The guest this morning is Steven Brown, a health physicist who has worked in the uranium industry for forty years. Brown is discussing a 1999 report by the Agency for Toxic Substances and Disease Registry. "[The report] states, and I quote, 'No human cancer of any type has ever been seen as a result of exposure to natural or depleted uranium.'" Brown does not provide the next sentence in the report, which states, "Uranium can decay into other radionuclides, which can cause cancer if you are exposed to enough of them for a long enough period."
Downplaying uranium-related illnesses and environmental pollution on the radio is only one move in the industry's public-relations playbook. In public hearings and industry-sponsored "educational meetings," the executive director of CARE, Marita Noon, claims environmentalists are using Indians as pawns to block mining and to keep the state's residents poor. Noon, who was a Christian motivational speaker before becoming a self-proclaimed "advocate for energy," says God put uranium in New Mexico so that Americans can wean themselves from Middle Eastern oil and Russian uranium.
Industry lobbyists also make their case to regulators and legislators. In March a New Mexico House committee tabled a bill that would have empowered state regulators to force companies to clean up their messes from decades ago. "The industry came out hard against it," says Nadine Padilla, a lobbyist for several grassroots groups, including the Multicultural Alliance for a Safe Environment. Another failed bill would have created a permanent fund to clean up abandoned mines that are contributing to groundwater pollution.
At an NRC hearing in Albuquerque last fall, uranium lobbyist Adella Duran demonstrated the cozy relationship between the industry and some lawmakers. Duran stood at the podium and told an NRC panel that she had been asked by representative to the New Mexico Legislature John Heaton to speak on his behalf.

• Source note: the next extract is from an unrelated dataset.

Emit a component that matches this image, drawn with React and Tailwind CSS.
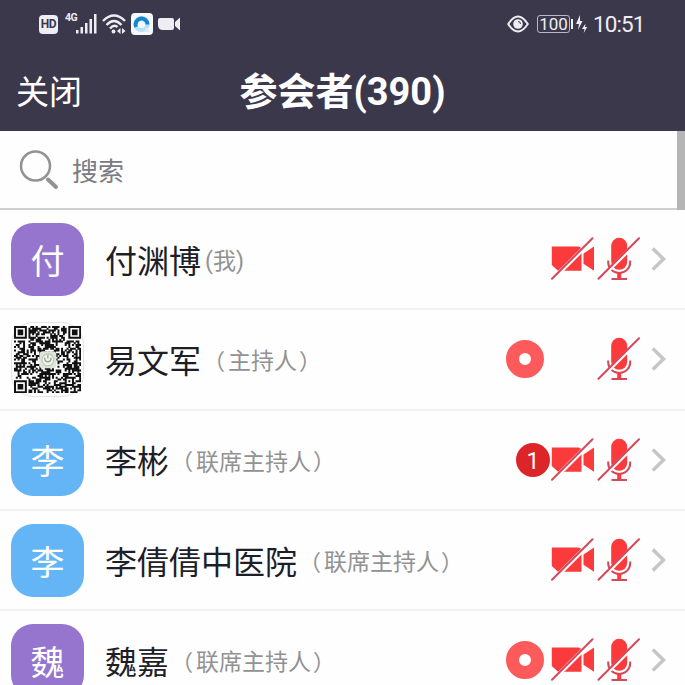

"He wasn't able to be here tonight," she explained. "He knew that I was going to be here in a different capacity, and so he has asked me on his behalf, for the record, to read a letter that he has written to [NRC] Chairman Klein."
After reading the statement by Heaton, who is chair of the State House Radioactive and Hazardous Materials Committee, she moved to the other side of the podium and spoke on behalf of her clients, the uranium industry, urging the NRC to expedite its permit process for new mines.
The industry is peddling influence at the local level, too. Both Homestake and HRI have hired the Albuquerque public relations firm D.W. Turner to bolster their images as good corporate citizens. Homestake established a "Little Miners" program to fund classroom projects at the Grants elementary school; both firms support numerous nonprofit organizations, from literacy programs to domestic violence shelters to crisis pregnancy centers.
"They're going around handing out checks to people, to businesses, nongovernmental organizations, a lot of social programs that have been starved," says Chris Shuey, a community organizer with the Southwest Research and Information Center, an Albuquerque-based advocacy group. Shuey, who is often referred to by CARE's executive director as an "environmental zealot," says he has watched the debate devolve into an atmosphere of racial divisiveness and hate. "There's been demonizing and just meanness and ruthlessness against people who have been upstanding citizens," he says. "They say there are rabid environmentalists. There is nobody as rabid as these pro-uranium people."